W ostatnich dniach Rafał Trzaskowski, kandydat Koalicji Obywatelskiej na prezydenta, zwrócił uwagę na kwestię finansowego wsparcia Polski ze strony Unii Europejskiej w związku z masowym przyjęciem uchodźców z Ukrainy. W wywiadzie dla Polsat News stwierdził, że gdyby Polska wystawiła rachunek za pomoc udzieloną Ukraińcom, UE musiałaby przekazać nam miliardy złotych. To mocny argument w rękach polskich władz, który – jak podkreśla Trzaskowski – powinien być wykorzystany w rozmowach z Brukselą.
Polska na pierwszej linii pomocy: miliardy wydane na uchodźców
Polska od początku rosyjskiej inwazji na Ukrainę w 2022 roku przyjęła miliony uchodźców, zapewniając im schronienie, opiekę medyczną, edukację oraz pomoc socjalną. Według szacunków, koszty te sięgają miliardów złotych, co stanowi ogromne obciążenie dla polskiego budżetu. Rafał Trzaskowski podkreśla, że Polska ma prawo domagać się rekompensaty od Unii Europejskiej za te wydatki.
– Jeżeli my wystawilibyśmy Unii Europejskiej rachunek za wszystkich Ukraińców, których przyjęliśmy, to musiałaby nam przesłać miliardy na nasze konto – mówił Trzaskowski. – My naprawdę mamy bardzo mocne argumenty w ręku i w przeciwieństwie do PiS-u umiemy ich używać.
POLECAMY: Tusk zapowiada szybką reakcję na propozycję Trzaskowskiego w sprawie 800 plus dla Ukraińców
UE a obowiązki Polski: kontrowersje wokół paktu migracyjnego
W odpowiedzi na interpelację europosła Marcina Sypniewskiego z Konfederacji, unijny komisarz ds. wewnętrznych i migracji Magnus Brunner potwierdził, że Polska nie zostanie zwolniona z obowiązku przyjmowania nielegalnych imigrantów z poza Europy, mimo ogromnej pomocy udzielonej Ukraińcom. To stanowisko wywołało oburzenie wśród polskich polityków, w tym Trzaskowskiego.
– Zagłosowaliśmy przeciw paktowi migracyjnemu, a premier jasno powiedział, że nie wywiążemy się z żadnej relokacji – przypomniał Trzaskowski. – My już wykonaliśmy swoje, jeśli chodzi o politykę europejską i migracyjną. Pomogliśmy milionom Ukraińców i niech nikomu w Europie się nie wydaje, żeby nas do czegokolwiek zmuszał.
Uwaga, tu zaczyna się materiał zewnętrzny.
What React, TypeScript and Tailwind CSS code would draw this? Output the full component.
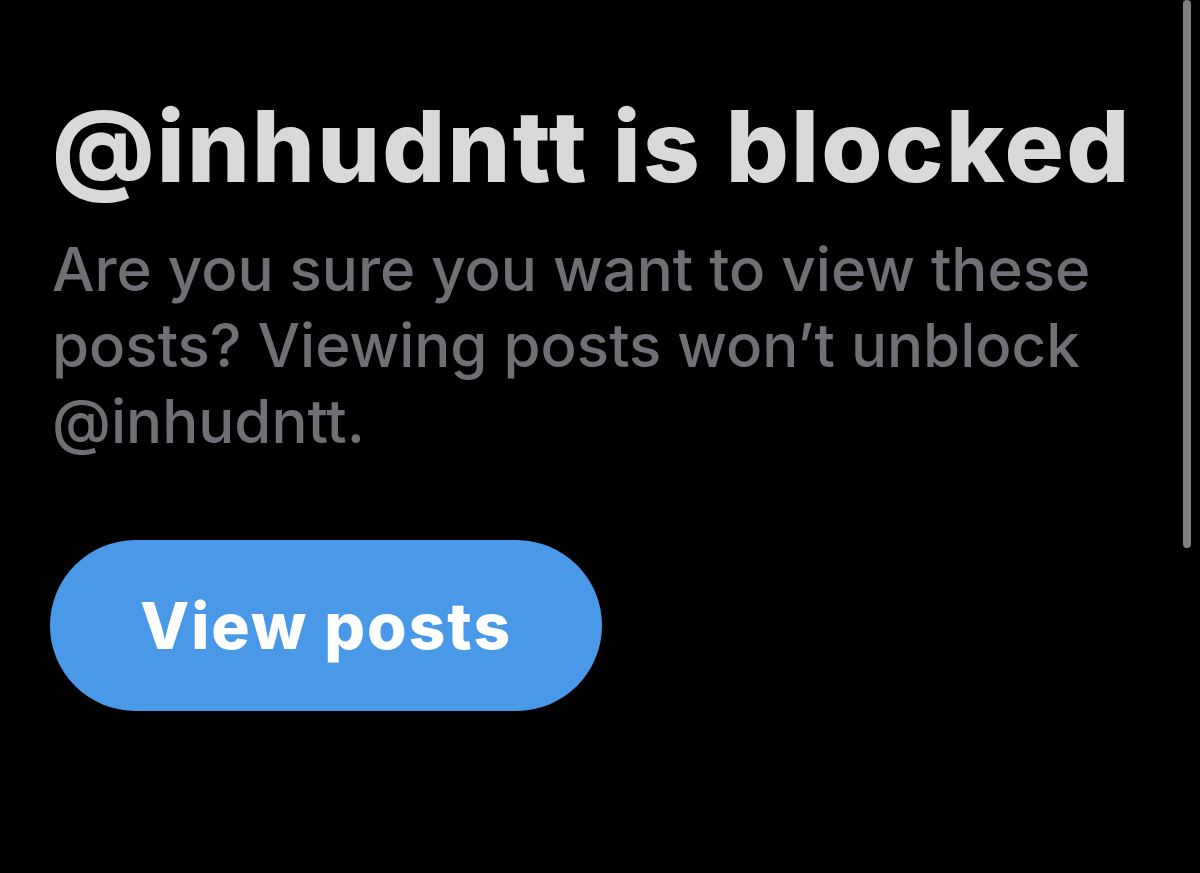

Trzaskowski o przyszłości relacji polsko-ukraińskich
W trakcie wywiadu Trzaskowski przedstawił również swoją wizję stosunków polsko-ukraińskich, które – jak podkreślił – powinny opierać się na współpracy, ale także na jasnym stawianiu granic. Polityk zapowiedział, że w przypadku objęcia urzędu prezydenta będzie dążył do delikatnego ograniczenia świadczeń socjalnych dla obywateli Ukrainy w Polsce.
– Jestem człowiekiem gotowym na współpracę. Tam, gdzie trzeba współpracować, np. w kwestii wzmacniania militarnego Ukrainy, będę to robił. Ale będę też jasno mówił o sprawach, które wymagają zmian, jak np. kwestia „800 plus” dla Ukraińców – zaznaczył Trzaskowski.
Premier Tusk: Polska nie zaimplementuje paktu migracyjnego
4 lutego premier Donald Tusk potwierdził, że Polska nie zamierza wdrażać postanowień paktu migracyjnego, który zakłada przymusową relokację migrantów. To stanowisko spotkało się z reakcją ze strony Komisji Europejskiej. Rzecznik KE, Markus Lammert, skomentował, że decyzja Polski jest ostateczna, ale Bruksela będzie nadal monitorować sytuację.
– Polska nie będzie implementowała paktu migracyjnego ani projektów, które miałyby doprowadzić do przymusowego przyjmowania migrantów – podkreślił Tusk.
Podsumowanie: Polska ma mocne argumenty w rozmowach z UE
Rafał Trzaskowski zwraca uwagę, że Polska ma silne karty w ręku w rozmowach z Unią Europejską. Wsparcie udzielone uchodźcom z Ukrainy to nie tylko wyraz solidarności, ale także ogromny wysiłek finansowy, który powinien zostać doceniony przez Brukselę. W kontekście zbliżających się wyborów prezydenckich jego słowa mogą stanowić ważny element debaty na temat przyszłości Polski w UE oraz relacji z sąsiadami.